GIVEN DATA:

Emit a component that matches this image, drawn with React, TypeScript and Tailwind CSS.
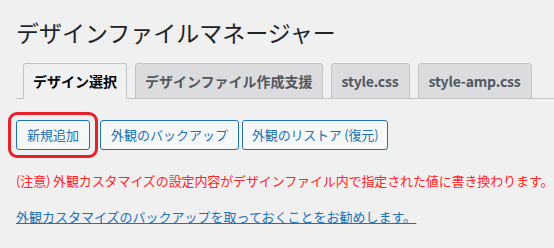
import React from 'react';

const font = { fontFamily: '"Noto Sans CJK JP", "Noto Sans", sans-serif' };

const tabs = ['デザイン選択', 'デザインファイル作成支援', 'style.css', 'style-amp.css'];

export default function App() {
  return (
    <div className="min-h-[248px] w-[554px] overflow-hidden bg-[#f0f0f1] pl-4 text-[#1d2327]" style={font}>
      <h1 className="pt-[17px] text-[23px] leading-[30px] font-normal whitespace-nowrap">デザインファイルマネージャー</h1>

      {/* tabs */}
      <div className="mt-4 flex border-b border-[#c3c4c7] pl-[7px]">
        {tabs.map((t, i) => (
          <div
            key={t}
            className={
              'mr-[8px] -mb-px rounded-t-[3px] border border-[#c3c4c7] px-[9px] py-[5px] text-[14px] leading-6 font-semibold whitespace-nowrap ' +
              (i > 1 ? 'px-[10px] tracking-[-0.2px] ' : '') +
              (i === 0 ? 'border-b-[#f0f0f1] bg-[#f0f0f1] text-black' : 'border-b-[#c3c4c7] bg-[#dcdcde] text-[#50575e]')
            }
          >
            {t}
          </div>
        ))}
      </div>

      {/* buttons */}
      <div className="mt-[21px] flex items-center">
        <div className="relative mr-[10px]">
          <button className="h-[30px] rounded-[3px] border border-[#2271b1] bg-[#f6f7f7] px-[10px] text-[13px] text-[#2271b1]">
            新規追加
          </button>
          <span className="pointer-events-none absolute -inset-[8px] rounded-[9px] border-[3px] border-[#e8202a]" />
        </div>
        <button className="mr-[3px] h-[30px] rounded-[3px] border border-[#2271b1] bg-[#f6f7f7] px-[10px] text-[13px] whitespace-nowrap text-[#2271b1]">
          外観のバックアップ
        </button>
        <button className="h-[30px] rounded-[3px] border border-[#2271b1] bg-[#f6f7f7] px-[9px] text-[13px] tracking-[-0.2px] whitespace-nowrap text-[#2271b1]">
          外観のリストア (復元)
        </button>
      </div>

      <p className="mt-[21px] text-[13px] leading-5 tracking-[-0.12px] whitespace-nowrap text-[#ff2626]">
        (注意) 外観カスタマイズの設定内容がデザインファイル内で指定された値に書き換わります。
      </p>
      <p className="mt-[16px] text-[13px] leading-5 whitespace-nowrap">
        <a href="#" className="text-[#2271b1] underline">
          外観カスタマイズのバックアップを取っておくことをお勧めします。
        </a>
      </p>
    </div>
  );
}
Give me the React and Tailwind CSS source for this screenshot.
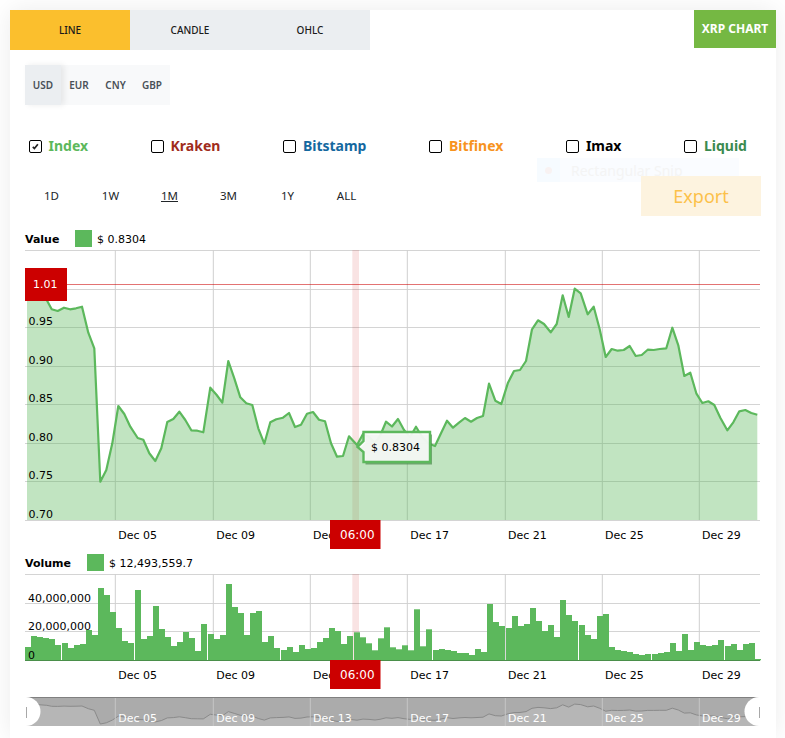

WORK TO DO: Give again, word for word, every line from the top of the data above to the line holding "text-[23px] leading-[30px] font-normal", inclusive, with the pictures left out.

SOLUTION:
Emit a component that matches this image, drawn with React, TypeScript and Tailwind CSS.
import React from 'react';

const font = { fontFamily: '"Noto Sans CJK JP", "Noto Sans", sans-serif' };

const tabs = ['デザイン選択', 'デザインファイル作成支援', 'style.css', 'style-amp.css'];

export default function App() {
  return (
    <div className="min-h-[248px] w-[554px] overflow-hidden bg-[#f0f0f1] pl-4 text-[#1d2327]" style={font}>
      <h1 className="pt-[17px] text-[23px] leading-[30px] font-normal whitespace-nowrap">デザインファイルマネージャー</h1>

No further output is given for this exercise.